Lembro bem o entusiasmo de Isabel da Nóbrega sobre a importância desses programas, designadamente dos célebres “Dicos d’Or”, ditados nacionais para que se escrevesse melhor, com mais rigor, e que inspirou fugazmente os nossos Campeonatos Nacionais da Língua Portuguesa, que Francisco Balsemão, em boa hora, trouxe para Portugal. O segredo para o sucesso de Bernard Pivot deveu-se à escolha de personalidades capazes de suscitar boas polémicas e inesperadas controvérsias. Então presenciávamos o renascimento dos antigos salões literários, com uma qualidade e um refinamento difíceis de alcançar. Sabia-se sempre que algo se iria passar nessa noite – jocoso, dramático, inteligente, incerto, mas atraente, motivando uma boa razão de leitura e um bom livro ou uma ideia interessante. Bernard Pivot era de uma curiosidade e de uma imaginação inesgotáveis. Nunca perdeu a capacidade de fascínio de uma criança. E em alguns programas chegou mesmo a ter de lidar com situações muito desagradáveis, como aconteceu em 1978 com o desatino de um Charles Bukowski totalmente ébrio.
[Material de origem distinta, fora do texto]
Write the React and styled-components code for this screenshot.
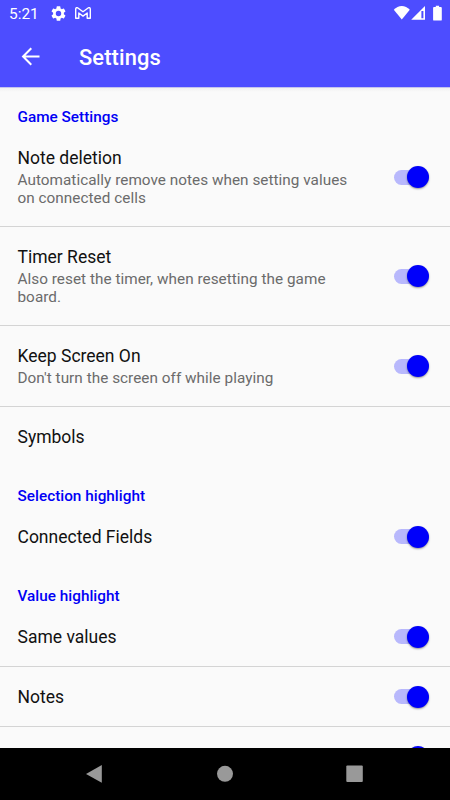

Mas Bernard Pivot gostava de arriscar, nunca tendo conseguido convencer Gracq, Cioran, Beckett ou Genet, mas tendo suscitado deliciosos encontros como o de Roland Barthes com Françoise Sagan, sob o olhar de Anne Golon, além da presença difícil, mas muito apreciada, de Marguerite Duras, Claude Levi-Strauss ou Vladimir Jankelévitch… Apesar de ter tido um desencontro profissional com Jean d’Ormesson no “Le Figaro”, a verdade é que este seria o autor com mais presenças nos seus programas. O debate de ideias funcionava e punha os espectadores presos à pantalha, como antes não suspeitariam possível. Só a qualidade excecional de Bernard Pivot permitia manter conversas apaixonantes, sempre renovadas, e sobretudo insuscetíveis de caber em qualquer receita repetitiva ou maçadora. Contudo, o trabalho a que se dava o jornalista era incomensurável, com uma equipa excecional, animada pela qualidade de um maestro culto, inteligente, atento e empenhado, com a tal curiosidade insaciável, facto bem evidente em livros como “Dicionário Amoroso do Vinho” (2006) e “As Palavras da Minha Vida”(2011), obras só possíveis para um grande e requintado especialista. Pode dizer-se que criou um fenómeno que nos obriga a pensar. Por mais campanhas que se façam, para promover a leitura, a verdade é que se torna necessário criar motivos sérios e exigentes para mobilizar vontades e interesses. Precisamos de catalisadores capazes de tornar a leitura e o amor aos livros fatores de cultura, como foi Bernard Pivot.          


Uma nota final. As Artes afirmam-se pela prática e pelo exemplo. Hoje, devo lembrar a memória de um jovem músico da Orquestra Gulbenkian, Pedro Freire, que nos deixou na flor da idade sem que alguém pudesse prever. Fica o seu entusiasmo e a sua extraordinária qualidade a demonstrar que o culto das Artes está no princípio de tudo.